L先生商业上是非常成功的,他创造过无数的概念,比如“流水线写作”,“天价版税”、“亿元女生”、“译写”外文作品以及收取批发商“加盟费”。在一篇专访中,L先生自称出版界的“捣乱分子”,善于分配他手下的作家角色:“我希望饶雪漫走商业化的路线,韩寒就去竖牌坊做知识分子。”
这篇专访很形象地描述了他的工作状态:
“写过《盗墓笔记》的南派三叔正在等待L先生给予指点。

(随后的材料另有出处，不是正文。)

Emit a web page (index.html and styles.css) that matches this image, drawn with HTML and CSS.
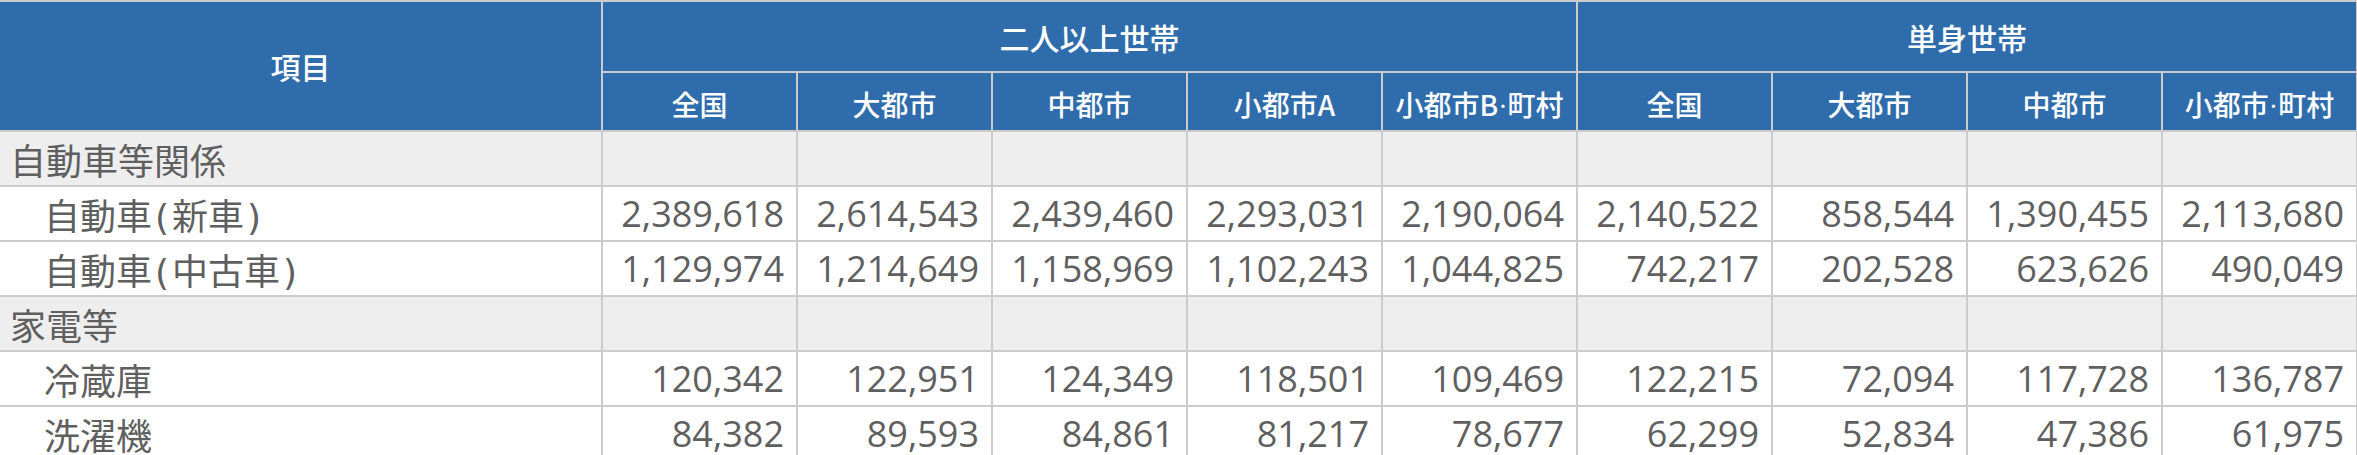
FILE: index.html
```html
<!DOCTYPE html>
<html lang="ja">
<head>
<meta charset="utf-8">
<title>耐久消費財</title>
<link rel="stylesheet" href="styles.css">
</head>
<body>
<table class="data-table">
  <colgroup>
    <col class="col-item">
    <col class="col-num"><col class="col-num"><col class="col-num"><col class="col-num"><col class="col-num">
    <col class="col-num"><col class="col-num"><col class="col-num"><col class="col-num">
  </colgroup>
  <thead>
    <tr class="head-top">
      <th rowspan="2" class="head-item">項目</th>
      <th colspan="5">二人以上世帯</th>
      <th colspan="4">単身世帯</th>
    </tr>
    <tr class="head-sub">
      <th>全国</th>
      <th>大都市</th>
      <th>中都市</th>
      <th>小都市A</th>
      <th>小都市B<span class="dot">·</span>町村</th>
      <th>全国</th>
      <th>大都市</th>
      <th>中都市</th>
      <th>小都市<span class="dot">·</span>町村</th>
    </tr>
  </thead>
  <tbody>
    <tr class="cat">
      <td class="label">自動車等関係</td>
      <td></td><td></td><td></td><td></td><td></td><td></td><td></td><td></td><td></td>
    </tr>
    <tr>
      <td class="label sub">自動車<span class="paren">(</span>新車<span class="paren">)</span></td>
      <td>2,389,618</td><td>2,614,543</td><td>2,439,460</td><td>2,293,031</td><td>2,190,064</td>
      <td>2,140,522</td><td>858,544</td><td>1,390,455</td><td>2,113,680</td>
    </tr>
    <tr>
      <td class="label sub">自動車<span class="paren">(</span>中古車<span class="paren">)</span></td>
      <td>1,129,974</td><td>1,214,649</td><td>1,158,969</td><td>1,102,243</td><td>1,044,825</td>
      <td>742,217</td><td>202,528</td><td>623,626</td><td>490,049</td>
    </tr>
    <tr class="cat">
      <td class="label">家電等</td>
      <td></td><td></td><td></td><td></td><td></td><td></td><td></td><td></td><td></td>
    </tr>
    <tr>
      <td class="label sub">冷蔵庫</td>
      <td>120,342</td><td>122,951</td><td>124,349</td><td>118,501</td><td>109,469</td>
      <td>122,215</td><td>72,094</td><td>117,728</td><td>136,787</td>
    </tr>
    <tr>
      <td class="label sub">洗濯機</td>
      <td>84,382</td><td>89,593</td><td>84,861</td><td>81,217</td><td>78,677</td>
      <td>62,299</td><td>52,834</td><td>47,386</td><td>61,975</td>
    </tr>
  </tbody>
</table>
</body>
</html>
```

FILE: styles.css
```css
html, body {
  margin: 0;
  padding: 0;
  background: #ffffff;
}

body {
  font-family: "Open Sans", "Noto Sans CJK JP", sans-serif;
  color: #5f5f5f;
}

.data-table {
  width: 2357px;
  table-layout: fixed;
  border-collapse: collapse;
  border-top: 2px solid #cccccc;
}

.col-item { width: 602px; }
.col-num { width: 195px; }

.data-table th,
.data-table td {
  border: 2px solid #cccccc;
  padding: 0;
}

.data-table tr > :first-child {
  border-left: none;
}

.data-table th {
  background: #2f6cac;
  color: #ffffff;
  font-family: "Noto Sans CJK JP", sans-serif;
  font-weight: 500;
  font-size: 30px;
  text-align: center;
  vertical-align: middle;
}

.head-top th {
  height: 69px;
}

.head-sub th {
  height: 53px;
  font-size: 28px;
  padding-top: 4px;
  white-space: nowrap;
}

.dot {
  font-family: "Open Sans", sans-serif;
  margin: 0 1px;
}

.data-table td {
  height: 53px;
  font-size: 36px;
  text-align: right;
  padding-right: 12px;
  vertical-align: middle;
  white-space: nowrap;
}

.data-table td.label {
  text-align: left;
  padding-left: 10px;
  font-family: "Noto Sans CJK JP", sans-serif;
}

.data-table td.label.sub {
  padding-left: 44px;
}

.paren {
  font-family: "DejaVu Sans", sans-serif;
  margin: 0 3px;
}

.cat td {
  background: #eeeeee;
}
```
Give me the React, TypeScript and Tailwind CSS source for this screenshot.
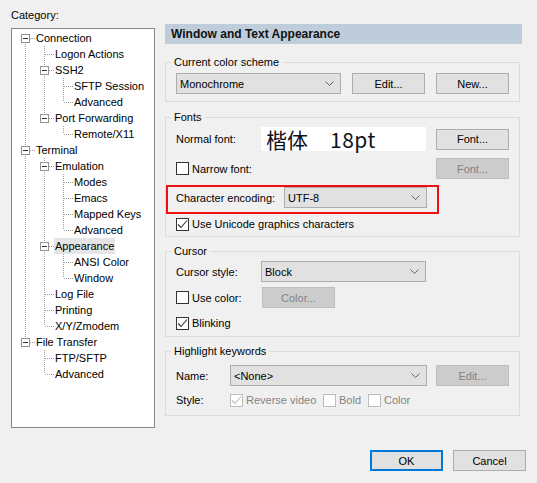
import React from 'react';

type TreeNode = { label: string; selected?: boolean; children?: TreeNode[] };

const tree: TreeNode[] = [
  {
    label: 'Connection',
    children: [
      { label: 'Logon Actions' },
      { label: 'SSH2', children: [{ label: 'SFTP Session' }, { label: 'Advanced' }] },
      { label: 'Port Forwarding', children: [{ label: 'Remote/X11' }] },
    ],
  },
  {
    label: 'Terminal',
    children: [
      {
        label: 'Emulation',
        children: [{ label: 'Modes' }, { label: 'Emacs' }, { label: 'Mapped Keys' }, { label: 'Advanced' }],
      },
      { label: 'Appearance', selected: true, children: [{ label: 'ANSI Color' }, { label: 'Window' }] },
      { label: 'Log File' },
      { label: 'Printing' },
      { label: 'X/Y/Zmodem' },
    ],
  },
  { label: 'File Transfer', children: [{ label: 'FTP/SFTP' }, { label: 'Advanced' }] },
];

type Row = {
  label: string;
  guides: boolean[];
  first: boolean;
  last: boolean;
  open: boolean;
  selected?: boolean;
};

function flatten(nodes: TreeNode[], depth = 0, guides: boolean[] = []): Row[] {
  const rows: Row[] = [];
  nodes.forEach((n, i) => {
    const last = i === nodes.length - 1;
    rows.push({ label: n.label, guides, first: depth === 0 && i === 0, last, open: !!n.children, selected: n.selected });
    if (n.children) rows.push(...flatten(n.children, depth + 1, [...guides, !last]));
  });
  return rows;
}

const DOT = '#a0a0a0';

// tree connector drawings, one 19x16 cell per level
const Guide = ({ line }: { line: boolean }) => (
  <svg width="19" height="16" className="shrink-0">
    {line && <line x1="9.5" y1="0" x2="9.5" y2="16" stroke={DOT} strokeDasharray="1 1" />}
  </svg>
);

const Joint = ({ first, last, open }: { first: boolean; last: boolean; open: boolean }) => (
  <svg width="19" height="16" className="shrink-0">
    <line x1="9.5" y1={first ? 8 : 0} x2="9.5" y2={last ? 8 : 16} stroke={DOT} strokeDasharray="1 1" />
    <line x1="10" y1="8.5" x2="19" y2="8.5" stroke={DOT} strokeDasharray="1 1" />
    {open && (
      <>
        <rect x="5.5" y="4.5" width="8" height="8" fill="#ffffff" stroke="#919191" />
        <line x1="7" y1="8.5" x2="12" y2="8.5" stroke="#333333" />
      </>
    )}
  </svg>
);

const CategoryTree = () => {
  const rows = flatten(tree);
  return (
    <div className="pl-[11px] pt-[7px] w-[155px] shrink-0">
      <div className="h-4">Category:</div>
      <div className="mt-[5px] w-[144px] h-[400px] bg-white border border-[#828790] pt-[1px] pl-[4px]">
        {rows.map((r, i) => (
          <div key={i} className="flex h-4 items-center">
            {r.guides.map((g, k) => (
              <Guide key={k} line={g} />
            ))}
            <Joint first={r.first} last={r.last} open={r.open} />
            <span className={`px-[1px] h-4 leading-4 whitespace-nowrap ${r.selected ? 'bg-[#e5e5e5]' : ''}`}>{r.label}</span>
          </div>
        ))}
      </div>
    </div>
  );
};

const Chevron = () => (
  <svg width="9" height="5" viewBox="0 0 9 5" className="shrink-0">
    <polyline points="0.5,0.5 4.5,4.5 8.5,0.5" fill="none" stroke="#555555" strokeWidth="0.9" />
  </svg>
);

const Combo = ({ value, className }: { value: string; className: string }) => (
  <div className={`h-[21px] bg-[#e1e1e1] border border-[#adadad] flex items-center justify-between pl-[3px] pr-[6px] ${className}`}>
    <span>{value}</span>
    <Chevron />
  </div>
);

const Button = ({ label, disabled, primary, className = '' }: { label: string; disabled?: boolean; primary?: boolean; className?: string }) => {
  const tone = disabled
    ? 'bg-[#cccccc] border border-[#bfbfbf] text-[#838383]'
    : primary
    ? 'bg-[#e1e1e1] border-2 border-[#0078d7]'
    : 'bg-[#e1e1e1] border border-[#adadad]';
  return <div className={`w-[73px] h-[21px] shrink-0 flex items-center justify-center ${tone} ${className}`}>{label}</div>;
};

const Check = ({ checked, disabled }: { checked?: boolean; disabled?: boolean }) => (
  <span
    className={`w-[13px] h-[13px] shrink-0 flex items-center justify-center border ${
      disabled ? 'border-[#bcbcbc] bg-white' : 'border-[#333333] bg-white'
    }`}
  >
    {checked && (
      <svg width="11" height="11" viewBox="0 0 11 11">
        <polyline
          points="1,5.5 4,8.5 10,1.5"
          fill="none"
          stroke={disabled ? '#bcbcbc' : '#333333'}
          strokeWidth="1.1"
        />
      </svg>
    )}
  </span>
);

const CheckLabel = ({ label, checked, disabled, className = '' }: { label: string; checked?: boolean; disabled?: boolean; className?: string }) => (
  <div className={`flex items-center h-4 ${className}`}>
    <Check checked={checked} disabled={disabled} />
    <span className={`ml-[3px] whitespace-nowrap ${disabled ? 'text-[#838383]' : ''}`}>{label}</span>
  </div>
);

const Group = ({ title, className, children }: { title: string; className: string; children: React.ReactNode }) => (
  <fieldset className={`w-[355px] border border-[#dcdcdc] ${className}`}>
    <legend className="ml-[5px] px-[3px] leading-4">{title}</legend>
    {children}
  </fieldset>
);

export default function App() {
  return (
    <div className="w-[537px] h-[483px] overflow-hidden bg-[#f0f0f0] text-black text-[11px] leading-4 font-['Liberation_Sans',Arial,sans-serif]">
      <div className="flex h-[428px]">
        <CategoryTree />

        <div className="ml-[10px] w-[357px] pt-[24px]">
          <div className="h-[20px] bg-[#bfcddb] pl-[6px] text-[12px] leading-[20px] font-bold text-[#111111]">
            Window and Text Appearance
          </div>

          <Group title="Current color scheme" className="mt-[10px]">
            <div className="flex items-center pl-[10px] mt-[3px] pb-[7px]">
              <Combo value="Monochrome" className="w-[165px]" />
              <Button label="Edit..." className="ml-[11px]" />
              <Button label="New..." className="ml-[11px]" />
            </div>
          </Group>

          <Group title="Fonts" className="mt-[7px]">
            <div className="flex items-center h-[24px] mt-[2px] pl-[10px]">
              <span className="w-[85px]">Normal font:</span>
              <div className="w-[165px] h-[24px] bg-white flex items-center pl-[5px] text-[21px] leading-[24px] text-[#111122] font-['Noto_Sans_CJK_SC',sans-serif] whitespace-pre">
                <span>楷体</span>
                <span className="ml-[22px] tracking-[0.5px]">18pt</span>
              </div>
              <Button label="Font..." className="ml-[10px]" />
            </div>
            <div className="flex items-center h-[21px] mt-[7px] pl-[10px]">
              <CheckLabel label="Narrow font:" className="w-[260px]" />
              <Button label="Font..." disabled />
            </div>
            <div className="w-[273px] h-[29px] mt-[6px] border-2 border-[#ee1111] flex items-start pl-[8px]">
              <span className="w-[108px] leading-[22px]">Character encoding:</span>
              <Combo value="UTF-8" className="w-[143px]" />
            </div>
            <div className="pl-[10px] mt-[2px] pb-[4px]">
              <CheckLabel label="Use Unicode graphics characters" checked />
            </div>
          </Group>

          <Group title="Cursor" className="mt-[6px]">
            <div className="flex items-center mt-[2px] pl-[10px]">
              <span className="w-[85px]">Cursor style:</span>
              <Combo value="Block" className="w-[165px]" />
            </div>
            <div className="flex items-center h-[21px] mt-[5px] pl-[10px]">
              <CheckLabel label="Use color:" className="w-[86px]" />
              <Button label="Color..." disabled />
            </div>
            <div className="pl-[10px] mt-[7px] pb-[5px]">
              <CheckLabel label="Blinking" checked />
            </div>
          </Group>

          <Group title="Highlight keywords" className="mt-[6px]">
            <div className="flex items-center mt-[6px] pl-[10px]">
              <span className="w-[54px]">Name:</span>
              <Combo value="<None>" className="w-[197px]" />
              <Button label="Edit..." disabled className="ml-[9px]" />
            </div>
            <div className="flex items-center h-4 mt-[6px] pl-[10px] pb-[7px] box-content">
              <span className="w-[54px]">Style:</span>
              <CheckLabel label="Reverse video" checked disabled className="w-[93px]" />
              <CheckLabel label="Bold" disabled className="w-[45px]" />
              <CheckLabel label="Color" disabled />
            </div>
          </Group>
        </div>
      </div>

      <div className="flex justify-end gap-[10px] pr-[11px] mt-[22px]">
        <Button label="OK" primary />
        <Button label="Cancel" />
      </div>
    </div>
  );
}
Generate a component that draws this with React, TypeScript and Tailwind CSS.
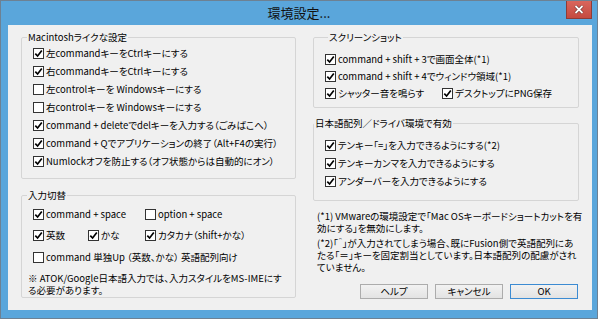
import type { ReactNode } from 'react'

function Box({ checked }: { checked: boolean }) {
  return (
    <span className="flex h-[11px] w-[11px] shrink-0 items-center justify-center border border-[#333333] bg-white">
      {checked && (
        <svg width="9" height="9" viewBox="0 0 9 9">
          <path d="M1.3 4.6 L3.6 7 L7.8 1.6" fill="none" stroke="#000" strokeWidth="1.7" />
        </svg>
      )}
    </span>
  )
}

function Check({ label, checked = true, className = '' }: { label: string; checked?: boolean; className?: string }) {
  return (
    <div className={`flex items-center gap-[2px] whitespace-nowrap ${className}`}>
      <Box checked={checked} />
      <span>{label}</span>
    </div>
  )
}

function Group({
  title,
  titleClass = '',
  className = '',
  children,
}: {
  title: string
  titleClass?: string
  className?: string
  children: ReactNode
}) {
  return (
    <fieldset className={`rounded-[2px] border border-[#d5d5d5] px-[11px] ${className}`}>
      <legend className={`px-[1px] leading-[14px] ${titleClass}`}>{title}</legend>
      {children}
    </fieldset>
  )
}

function Button({ label, primary = false }: { label: string; primary?: boolean }) {
  return (
    <button
      className={`flex h-[15px] w-[68px] items-center justify-center border bg-gradient-to-b from-[#f2f2f2] to-[#e3e3e3] leading-none ${
        primary ? 'border-[#3c8bd2]' : 'border-[#acacac]'
      }`}
    >
      {label}
    </button>
  )
}

export default function App() {
  return (
    <div className="h-[319px] w-[598px] border border-[#6d8193] bg-[#5aa6db] text-[9.5px] text-black font-['Noto_Sans_CJK_JP','Noto_Sans',sans-serif] [font-feature-settings:'palt']">
      <div className="relative flex h-[24px] items-center justify-center">
        <span className="text-[13px] text-[#111]">環境設定...</span>
        <div className="absolute right-[5px] top-0 flex h-[18px] w-[26px] items-center justify-center border border-[#8e3c37] border-t-0 bg-gradient-to-b from-[#d9665c] to-[#c44a40]">
          <svg width="10" height="9" viewBox="0 0 10 9">
            <path d="M1.5 1 L8.5 8 M8.5 1 L1.5 8" stroke="#5a2420" strokeWidth="3" />
            <path d="M1.5 1 L8.5 8 M8.5 1 L1.5 8" stroke="#fff" strokeWidth="1.8" />
          </svg>
        </div>
      </div>

      <div className="ml-[7px] mr-[5px] flex h-[285px] gap-[17px] bg-[#f0f0f0] px-[13px] pt-[5px]">
        <div className="flex w-[275px] flex-col">
          <Group title="Macintoshライクな設定" titleClass="-ml-[6px]" className="pb-[8px]">
            <Check className="h-[18px]" label="左commandキーをCtrlキーにする" />
            <Check className="h-[18px]" label="右commandキーをCtrlキーにする" />
            <Check className="h-[18px]" checked={false} label="左controlキーを Windowsキーにする" />
            <Check className="h-[18px]" checked={false} label="右controlキーを Windowsキーにする" />
            <Check className="h-[18px]" label="command + deleteでdelキーを入力する（ごみばこへ）" />
            <Check className="h-[18px]" label="command + Qでアプリケーションの終了（Alt+F4の実行）" />
            <Check className="h-[18px]" label="Numlockオフを防止する（オフ状態からは自動的にオン）" />
          </Group>

          <Group title="入力切替" titleClass="-ml-[6px]" className="mt-[9px] pb-[1px] pt-[3px]">
            <div className="flex h-[18px] items-center">
              <Check className="w-[112px]" label="command + space" />
              <Check checked={false} label="option + space" />
            </div>
            <div className="mt-[3px] flex h-[18px] items-center">
              <Check className="w-[55px]" label="英数" />
              <Check className="w-[57px]" label="かな" />
              <Check label="カタカナ（shift+かな）" />
            </div>
            <Check className="mt-[4px] h-[18px]" checked={false} label="command 単独Up （英数、かな） 英語配列向け" />
            <p className="-ml-[5px] mt-[6px] whitespace-nowrap leading-[12px]">
              ※ ATOK/Google日本語入力では、入力スタイルをMS-IMEにす
              <br />
              る必要があります。
            </p>
          </Group>
        </div>

        <div className="flex w-[266px] flex-col">
          <Group title="スクリーンショット" titleClass="ml-[3px]" className="pb-[5px] pt-[6px]">
            <Check className="h-[18px]" label="command + shift + 3で画面全体(*1)" />
            <Check className="h-[17px]" label="command + shift + 4でウィンドウ領域(*1)" />
            <div className="flex h-[17px] items-center">
              <Check className="w-[117px]" label="シャッター音を鳴らす" />
              <Check label="デスクトップにPNG保存" />
            </div>
          </Group>

          <Group title="日本語配列／ドライバ環境で有効" titleClass="-ml-[11px]" className="mt-[8px] pb-[10px] pt-[6px]">
            <Check className="h-[18px]" label="テンキー「=」を入力できるようにする(*2)" />
            <Check className="h-[18px]" label="テンキーカンマを入力できるようにする" />
            <Check className="h-[18px]" label="アンダーバーを入力できるようにする" />
          </Group>

          <div className="mt-[9px] whitespace-nowrap pl-[4px] leading-[12px]">
            <p>
              (*1) VMwareの環境設定で「Mac OSキーボードショートカットを有
              <br />
              効にする」を無効にします。
            </p>
            <p className="mt-[3px]">
              (*2)「＾」が入力されてしまう場合、既にFusion側で英語配列にあ
              <br />
              たる「＝」キーを固定割当としています。日本語配列の配慮がされ
              <br />
              ていません。
            </p>
          </div>

          <div className="mt-[11px] flex justify-end gap-[7px] pr-[1px]">
            <Button label="ヘルプ" />
            <Button label="キャンセル" />
            <Button label="OK" primary />
          </div>
        </div>
      </div>
    </div>
  )
}
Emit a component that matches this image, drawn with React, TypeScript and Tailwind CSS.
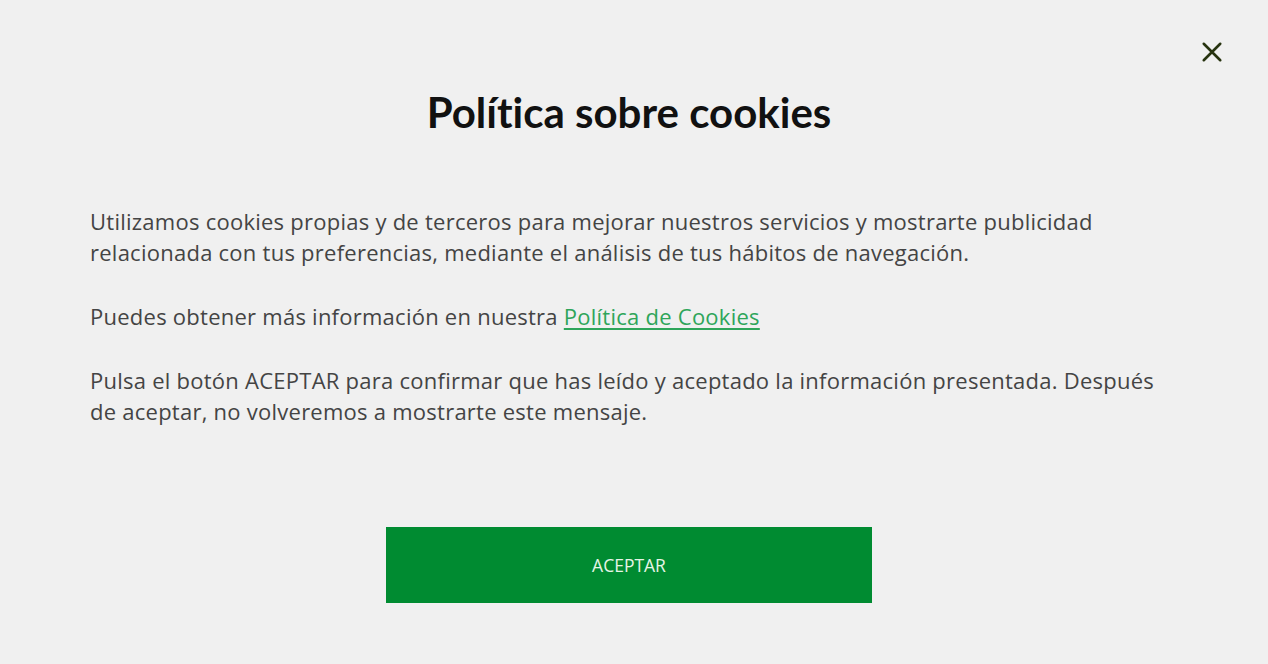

在L先生授意下,南派三叔接下了电影《刺陵》的剧本改编小说权,马上要开一个新闻发布会。L先生面授机宜:骂一骂电影《刺陵》不仅无损于改编小说的声誉,反而是个新闻点。南派三叔点头领会。”
在这篇写于2010年左右的报道中,L先生说他并没有放弃文学梦想,他一直要写一个小说。“这个故事的主角,生于1970年代中,文革和改革开放后长成,受过高等教育,经过些生活的波折与平坦,随国家一同进步,又有着不低的政治、道德、文化追求,或者说,是新生态中国人的标准形象。”毫无疑问,这是他自己的自画像,或者说,是这个时代的成功人士的自画像:“他仍有某种道德幻想。他既不同于暴发户,也有别于流氓无产阶级,他就是中国正在崛起的中产阶级。”他们成功的原因是“投机”:“没有人打得过这个大盘,大盘就是这个国家,所以我们一边随波逐流,一边寻找机会,逐渐使自己有力量。有力量之后才有道德,才有幻觉。”
不过2010年左右时的他说,现在还没有时间写这篇小说:“等我赚到2亿再写吧!”
▍八
当然,我也没有为自己的“不成功”而有什么不安。生性懒散的我有一枚闲章:“闲来写幅青山卖”,这是唐寅的一句诗,下一句是“不使人间造孽钱”。我满足于写点自己喜欢写的东西,读点自己喜欢读的书,挣不多不少能够生活的钱,在吃饭之外偶尔还能够旅旅游。能够不作恶而能平安地生存,这就是我在这个时代的全部梦想。
但是这个梦想能成立的前提是,我的劳动能够得到正常的报酬。事实上,写作近二十年来,我与很多出版社出版公司打过交道,从来没有出现太离谱的事情。这次却让我有了全新的人生经验。
L先生拒绝与我再沟通,让我找公司的总经理。最后,经过我与GM公司总经理多次协商,事情以这样的方式解决:GM公司又支付了我十万元版税(也就赖掉了十多万版税),同意我提前几个月拿回版权。这样,我在今年年初再版了这本书,换了一个还看得过去起码可以拿出来送人的封面。
同时,GM公司在协议中特别提出要求,我从此不得在任何平台提及此事一个字。对这条我当然不能同意,后来此条修改为,可以提及,但是我不能对此事做负面评价。
对于凡事图省事图清静的我来说,事情本来应该至此为止了。可是前一段,我接到一条含糊不清的信息,有一个朋友路过北京时约我见面,特意劝我,如果我与出版行业内什么人有过什么过节,最好以后永远不要提起,否则以后可能会遭遇到无法预料的报复,因为对方实力非常雄厚。
那好吧,那我就费点时间提一下,以便尝尝被“实力雄厚”的人报复是什么滋味。我不评价这件事,我只记录一下过程,记录下这次特殊的人生经历。